Head, Heart & Intuition

There's a saying, don't let your heart rule your head, and another that says, trust your intuition. Both of these we have applied to great extent when deciding which boat we will eventually buy. As you know, if you've been following this blog, we've been researching, viewing and sailing lots of different boats over the last five or six years. All this ground work has of course been worthwhile so that we don't jump in and make the wrong choice. After all this is probably the first and last boat we ever buy so we don't want to make rash or wrong decisions.
When we were newcomers and a bit green behind the gills with all things boaty, we were attracted to boats built in the far east, the Cheoy Lee, Formosa, Tayana, Hans Christian and a few other makes I can't quite recall. These boats looked, to our na├»ve eyes, all that a boat should be; a romantic vision, a symphony of craftsmanship, with carvings, bowsprits and figureheads that would plough the oceans in search of adventures. These were the boats that we dreamed of owning one day, but the more we researched we began to understand that, as pretty as these vessels were, they were more than likely to be costly to maintain, and wouldn't sail as well as more modern designs.  So we stopped looking at these romantic visions of sailboats, and started to listen to our heads rather than our hearts.
The search for our perfect boat, one that didn't have all that bright work,  a nice looking plastic, easy to maintain yacht eventually led us last year to the C&C landfall. With its spacious galley, big heads and sleek lines, she  looked the ideal boat. We found her languishing, unloved in Luperon,  and promptly put in an offer. Suffice to say we didn't buy "Seagulls", you'll know why if you've been following this blog, or scroll back, if you've a mind too.

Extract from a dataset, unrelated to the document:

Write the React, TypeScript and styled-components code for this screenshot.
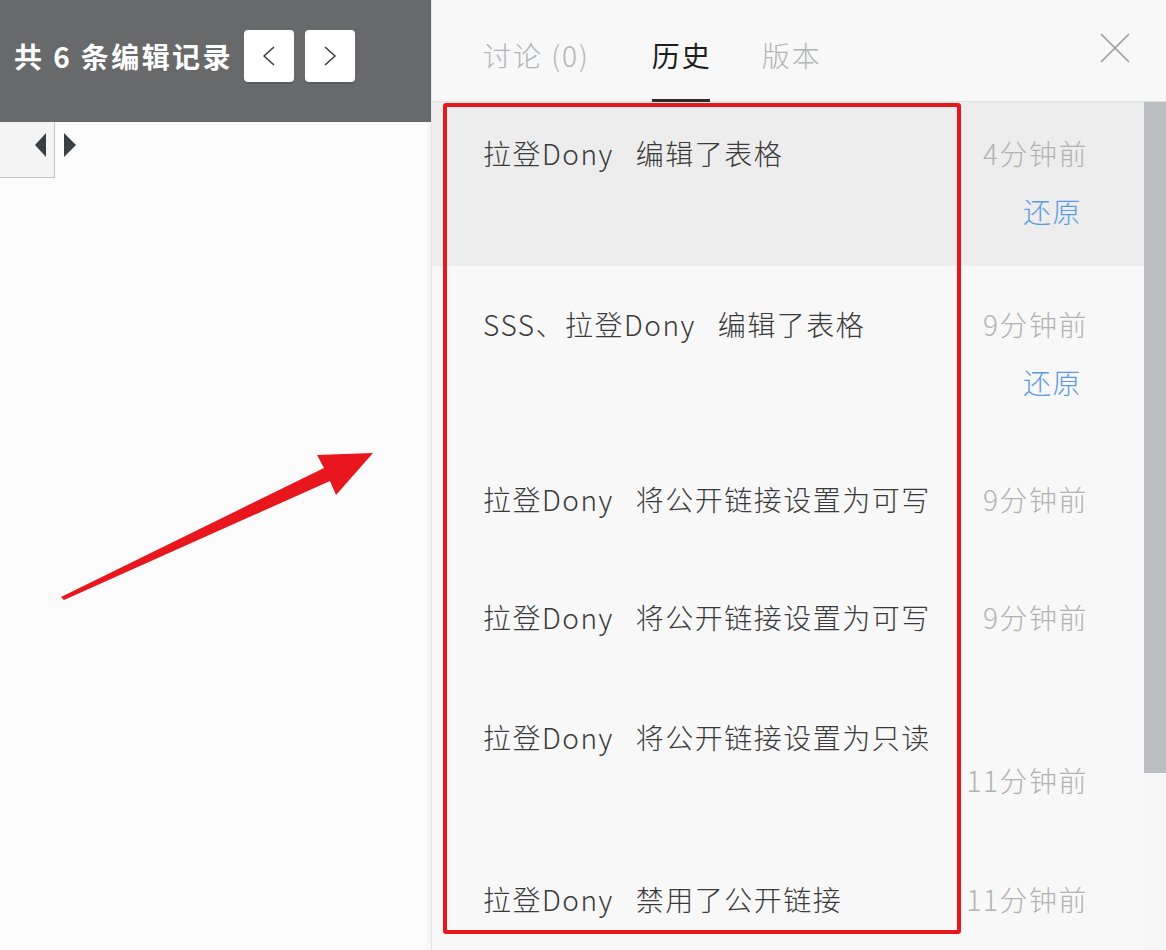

So after heeding all the advice, taking into account all of our five years of painstaking research we have fallen head over heels,..... not a good idea on a sailboat,..... in love with a bloody Formosa, and a little less so with a Tayana 37 and we've put offers in on both boats. We have stopped listening to our heads, employed our intuition and soon, we hope, will be the owners of one of either of these boats.
However, the excitement of last week, when were went aboard these two boats in Salinas has turned to frustration, no not frustration, perhaps suspended anticipation as we wait for a response from the agents/owners. You see,  it's not just a question of emailing them an offer price, we have had to download official forms/contracts, print out, fill in the blanks, scan and email back. They then send these same forms to the owners who then have to fill in their response, mail back before we can know if our offer has been successful, or not .
Every morning we open our mail in anticipation, only to be disappointed, and so we're still waiting. Maybe today, maybe tomorrow, it's like being a kid waiting for Christmas, it seems like it's been forever, although it's only been a few days.
We posted a question on a website called cruisers forum where yachties give each other advice. Should we buy the Tayana or the Hardin sea wolf? As to be expected we've had plusses and minuses from sailors who have responded, it hasn't made things any clearer, just muddied the waters. Our  Intuition says, Tayana 37, heart says Sea Wolf, and head says neither, but I'm in no mood to listen to my head, I just want Christmas day to come so I can open my presents.